Given problem:
Copy exactly the lines from the start of the material through the line with "import React from". Pictures stay out of the copy.

Exercise inputs:
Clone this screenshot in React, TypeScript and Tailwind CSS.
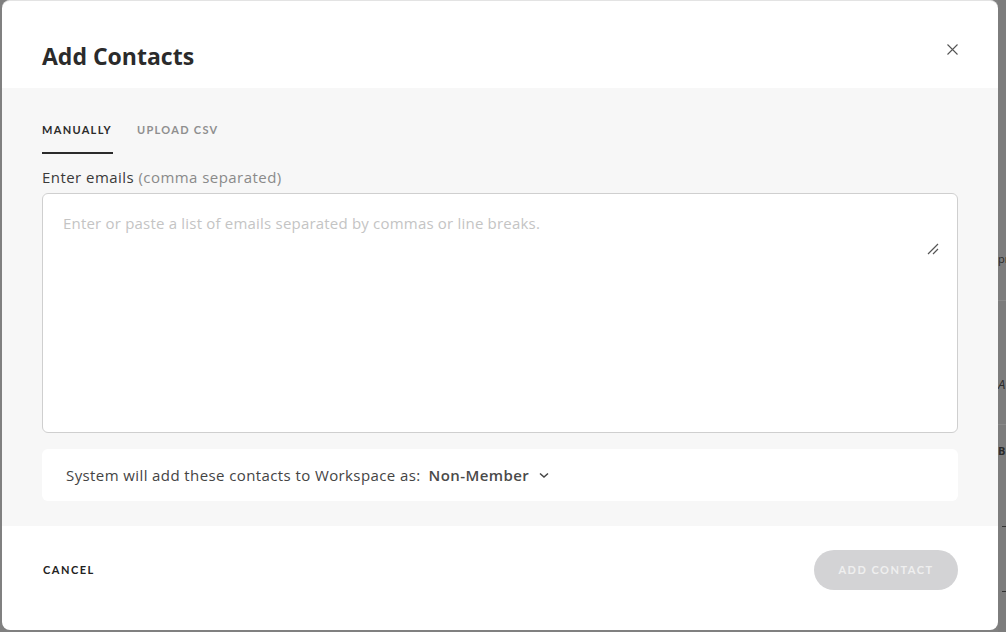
import React from "react";

export default function App() {
  const lato = { fontFamily: "Lato, 'Noto Sans', sans-serif" };
  const open = { fontFamily: "'Open Sans', 'Noto Sans', sans-serif" };
  return (
    <div className="w-[1006px] h-[632px] bg-[#808080] relative overflow-hidden" style={open}>
      {/* background page fragments peeking on the right */}
      <div className="absolute left-[998px] top-0 w-[8px] h-[632px] bg-[#7d7d7d] overflow-hidden">
        <div className="absolute top-[252px] left-0 text-[11px] leading-[14px] text-[#2a2a2a] whitespace-nowrap">pr</div>
        <div className="absolute top-[300px] left-0 w-[8px] h-px bg-[#8a8a8a]" />
        <div className="absolute top-[376px] left-0 text-[13px] leading-[16px] italic text-[#2a2a2a]">A</div>
        <div className="absolute top-[424px] left-0 w-[8px] h-px bg-[#8a8a8a]" />
        <div className="absolute top-[444px] left-0 text-[11px] leading-[14px] font-bold text-[#2a2a2a] whitespace-nowrap">BI</div>
        <div className="absolute top-[526px] left-[4px] w-[4px] h-px bg-[#333]" />
        <div className="absolute top-[591px] left-[4px] w-[4px] h-px bg-[#333]" />
      </div>
      <div className="absolute left-[2px] top-0 w-[996px] h-[630px] bg-white rounded-[8px] border-t border-[#e3e3e3] flex flex-col overflow-hidden">
        {/* header */}
        <div className="h-[87px] flex items-start justify-between pl-[40px] pr-[36px] pt-[40px] shrink-0">
          <h1 className="text-[23px] leading-[30px] font-bold text-[#2b2b2b]">Add Contacts</h1>
          <button className="-mt-[2px] w-[20px] h-[20px] flex items-center justify-center">
            <svg width="11" height="11" viewBox="0 0 11 11" fill="none" stroke="#555" strokeWidth="1.1">
              <path d="M0.5 0.5L10.5 10.5M10.5 0.5L0.5 10.5" />
            </svg>
          </button>
        </div>
        {/* body */}
        <div className="flex-1 bg-[#f7f7f7] px-[40px] pt-[34px] pb-[24px] flex flex-col">
          <div className="flex gap-[24px] text-[11px] font-bold tracking-[1.3px] leading-[16px]" style={lato}>
            <div className="flex flex-col text-[#2b2b2b]">
              <span className="pb-[14px]">MANUALLY</span>
              <span className="h-[2px] bg-[#2b2b2b] w-[71px]" />
            </div>
            <span className="text-[#8f8f8f]">UPLOAD CSV</span>
          </div>
          <div className="mt-[13px] text-[15px] leading-[20px] tracking-[0.45px] text-[#3a3a3a]">
            Enter emails <span className="text-[#8a8a8a]">(comma separated)</span>
          </div>
          <div className="mt-[6px] h-[240px] bg-white border border-[#cfcfcf] rounded-[6px] relative px-[20px] pt-[19px]">
            <div className="text-[15px] leading-[20px] tracking-[0.2px] text-[#c4c4c4]">
              Enter or paste a list of emails separated by commas or line breaks.
            </div>
            <svg className="absolute left-[884px] top-[49px]" width="12" height="12" viewBox="0 0 12 12" stroke="#555" strokeWidth="1.2" fill="none">
              <path d="M1 11L11 1M6 11L11 6" />
            </svg>
          </div>
          <div className="mt-[16px] h-[52px] bg-white rounded-[6px] flex items-center px-[24px] text-[15px] tracking-[0.4px] text-[#444]">
            <span>System will add these contacts to Workspace as:</span>
            <span className="ml-[8px] font-semibold text-[#4a4a4a]">Non-Member</span>
            <svg className="ml-[9px]" width="12" height="12" viewBox="0 0 12 12" fill="none" stroke="#444" strokeWidth="1.5">
              <path d="M2 4.5L6 8L10 4.5" />
            </svg>
          </div>
        </div>
        {/* footer */}
        <div className="h-[104px] shrink-0 flex items-start justify-between pl-[41px] pr-[40px] pt-[24px]" style={lato}>
          <span className="h-[40px] flex items-center text-[11px] font-bold tracking-[1.5px] text-[#222]">CANCEL</span>
          <button className="w-[144px] h-[40px] rounded-full bg-[#d3d3d5] text-[#efefef] text-[11px] font-bold tracking-[1.5px]">
            ADD CONTACT
          </button>
        </div>
      </div>
    </div>
  );
}
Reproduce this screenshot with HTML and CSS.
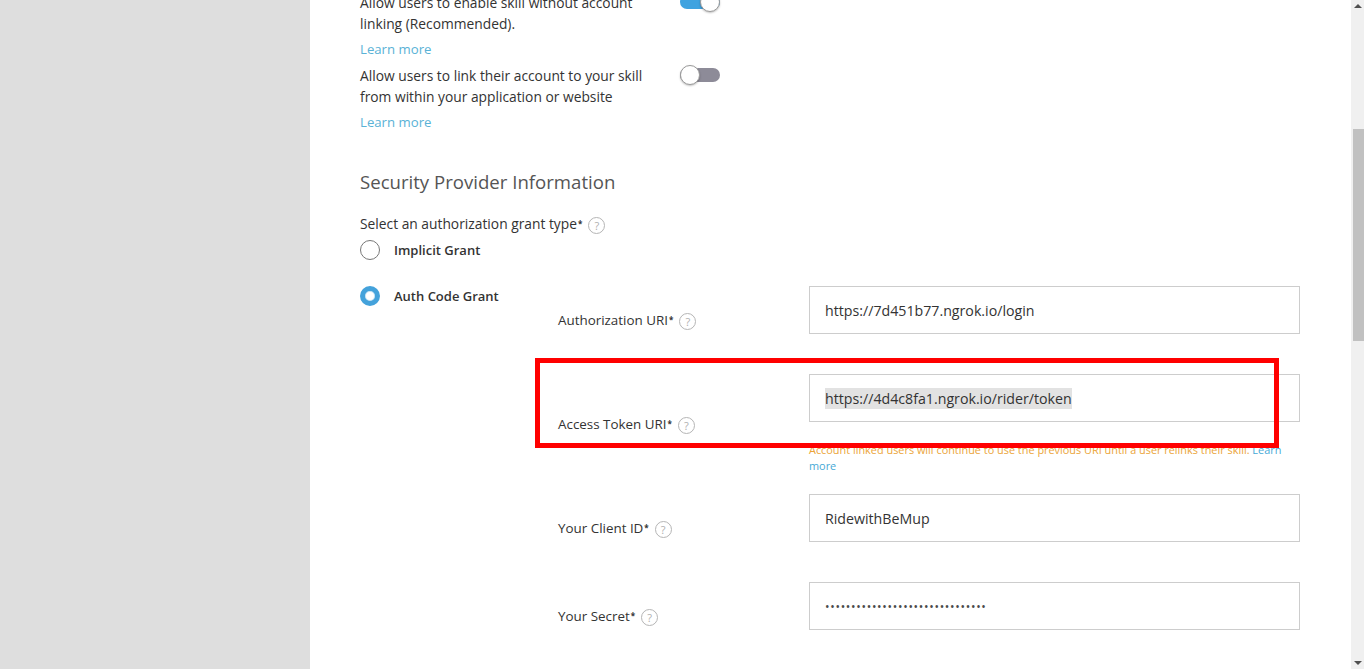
FILE: index.html
```html
<!DOCTYPE html>
<html lang="en">
<head>
<meta charset="utf-8">
<title>Account Linking</title>
<link rel="stylesheet" href="styles.css">
</head>
<body>
<div class="app">
  <aside class="side"></aside>
  <main class="main">
    <div class="content">
      <div class="opt">
        <div class="opt-text">
          <p class="opt-desc">Allow users to enable skill without account linking (Recommended).</p>
          <a class="learn" href="#">Learn more</a>
        </div>
        <span class="toggle on"><span class="knob"></span></span>
      </div>
      <div class="opt">
        <div class="opt-text">
          <p class="opt-desc">Allow users to link their account to your skill from within your application or website</p>
          <a class="learn" href="#">Learn more</a>
        </div>
        <span class="toggle"><span class="knob"></span></span>
      </div>

      <h2 class="section-title">Security Provider Information</h2>

      <div class="grant-label">Select an authorization grant type<sup>*</sup> <span class="help">?</span></div>

      <div class="radio-row">
        <div class="radio-item"><span class="radio"></span><span class="radio-text">Implicit Grant</span></div>
      </div>
      <div class="radio-row grant">
        <div class="radio-item"><span class="radio checked"></span><span class="radio-text">Auth Code Grant</span></div>
        <div class="fields">
          <div class="field-row">
            <div class="field-label">Authorization URI<sup>*</sup> <span class="help">?</span></div>
            <div class="field-body">
              <div class="input">https://7d451b77.ngrok.io/login</div>
            </div>
          </div>
          <div class="field-row tight">
            <div class="field-label">Access Token URI<sup>*</sup> <span class="help">?</span></div>
            <div class="field-body">
              <div class="input"><span class="sel">https://4d4c8fa1.ngrok.io/rider/token</span></div>
              <p class="hint">Account linked users will continue to use the previous URI until a user relinks their skill. <a href="#" class="hint-link">Learn more</a></p>
            </div>
            <div class="annot"></div>
          </div>
          <div class="field-row">
            <div class="field-label">Your Client ID<sup>*</sup> <span class="help">?</span></div>
            <div class="field-body">
              <div class="input">RidewithBeMup</div>
            </div>
          </div>
          <div class="field-row">
            <div class="field-label">Your Secret<sup>*</sup> <span class="help">?</span></div>
            <div class="field-body">
              <div class="input dots">•••••••••••••••••••••••••••••••</div>
            </div>
          </div>
          <div class="field-row">
            <div class="field-label"></div>
            <div class="field-body">
              <div class="input"></div>
            </div>
          </div>
        </div>
      </div>
    </div>
  </main>
  <div class="scrollbar">
    <span class="arrow up"></span>
    <div class="thumb"></div>
    <span class="arrow down"></span>
  </div>
</div>
</body>
</html>
```

FILE: styles.css
```css
* { box-sizing: border-box; }
html, body { margin: 0; padding: 0; }
body {
  font-family: "Open Sans", "Noto Sans", Arial, sans-serif;
  font-size: 13.8px;
  color: #333;
  background: #dedede;
  overflow: hidden;
}
.app {
  display: flex;
  height: 669px;
  overflow: hidden;
}
.side {
  width: 310px;
  flex: none;
  background: #dedede;
}
.main {
  flex: 1;
  background: #fff;
  overflow: hidden;
}
.content {
  margin-top: -8px;
  padding: 0 51px 0 50px;
}

/* options with toggles */
.opt {
  display: flex;
  align-items: flex-start;
  margin-bottom: 5px;
}
.opt-text { width: 296px; margin-right: 24px; }
.opt-desc {
  margin: 0;
  line-height: 21px;
}
.learn {
  display: block;
  margin-top: 5px;
  line-height: 21px;
  font-size: 13.2px;
  color: #5ab2d6;
  text-decoration: none;
}
.toggle {
  position: relative;
  display: block;
  width: 40px;
  height: 14px;
  margin-top: 3px;
  border-radius: 7px;
  background: #8d8b98;
  flex: none;
}
.toggle.on { background: #3fa3e0; }
.knob {
  position: absolute;
  left: 0;
  top: -3px;
  width: 20px;
  height: 20px;
  border-radius: 50%;
  background: #fff;
  border: 1px solid #9a9a9a;
  box-shadow: 0 1px 2px rgba(0,0,0,0.25);
}
.toggle.on .knob { left: 20px; }

.section-title {
  margin: 37px 0 0;
  font-size: 18.6px;
  font-weight: 400;
  line-height: 24px;
  color: #555;
}
.grant-label {
  margin-top: 19px;
  line-height: 21px;
  display: flex;
  align-items: center;
}
sup {
  font-size: 8px;
  font-weight: 700;
  line-height: 0;
  vertical-align: 6px;
  margin-left: 1px;
}
.help {
  display: inline-flex;
  align-items: center;
  justify-content: center;
  width: 17px;
  height: 17px;
  margin-left: 6px;
  margin-top: 3px;
  border: 1px solid #b5b5b5;
  border-radius: 50%;
  color: #b0b0b0;
  font-size: 11px;
  line-height: 1;
  flex: none;
}

.radio-row {
  display: flex;
  align-items: flex-start;
  margin-top: 6px;
}
.radio-row.grant { margin-top: 26px; }
.radio-item {
  width: 198px;
  flex: none;
  display: flex;
  align-items: center;
  height: 20px;
}
.radio {
  width: 20px;
  height: 20px;
  border-radius: 50%;
  border: 1px solid #777;
  background: #fff;
  flex: none;
}
.radio.checked {
  border: 5px solid #44a2db;
  box-shadow: inset 0 0 0 1px #cfe6f5;
}
.radio-text {
  margin-left: 14px;
  font-size: 13px;
  font-weight: 600;
  color: #333;
}

.fields {
  flex: 1;
  display: flex;
  flex-direction: column;
  gap: 20px;
}
.field-row {
  position: relative;
  display: flex;
  align-items: center;
}
.field-label {
  width: 251px;
  flex: none;
  display: flex;
  align-items: center;
  font-size: 13.4px;
  color: #333;
}
.field-body {
  width: 491px;
  flex: none;
  padding-bottom: 20px;
}
.field-row.tight .field-body { padding-bottom: 0; }
.input {
  height: 48px;
  border: 1px solid #cdcdcd;
  padding: 0 15px;
  display: flex;
  align-items: center;
  color: #333;
  font-size: 14.2px;
  white-space: nowrap;
}
.sel { background: #e2e2e2; padding: 1px 0; }
.dots { letter-spacing: 0.7px; font-size: 12px; color: #4a4a4a; }
.hint {
  margin: 20px 0 0;
  font-size: 10.9px;
  line-height: 16px;
  color: #eba437;
}
.hint-link { color: #46a9d6; text-decoration: none; }
.annot {
  position: absolute;
  left: -23px;
  top: -16px;
  width: 744px;
  height: 90px;
  border: 5px solid #ff0000;
  pointer-events: none;
}

/* fake scrollbar */
.scrollbar {
  width: 13px;
  flex: none;
  background: #f0f0f0;
  display: flex;
  flex-direction: column;
  align-items: center;
  padding: 4px 0;
}
.arrow {
  width: 0;
  height: 0;
  border-left: 4px solid transparent;
  border-right: 4px solid transparent;
}
.arrow.up { border-bottom: 4px solid #505050; }
.arrow.down { border-top: 4px solid #505050; margin-top: auto; }
.thumb {
  width: 11px;
  margin-left: 2px;
  height: 212px;
  margin-top: 121px;
  background: #c1c1c1;
}
```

Exercise result:
Clone this screenshot in React, TypeScript and Tailwind CSS.
import React from "react";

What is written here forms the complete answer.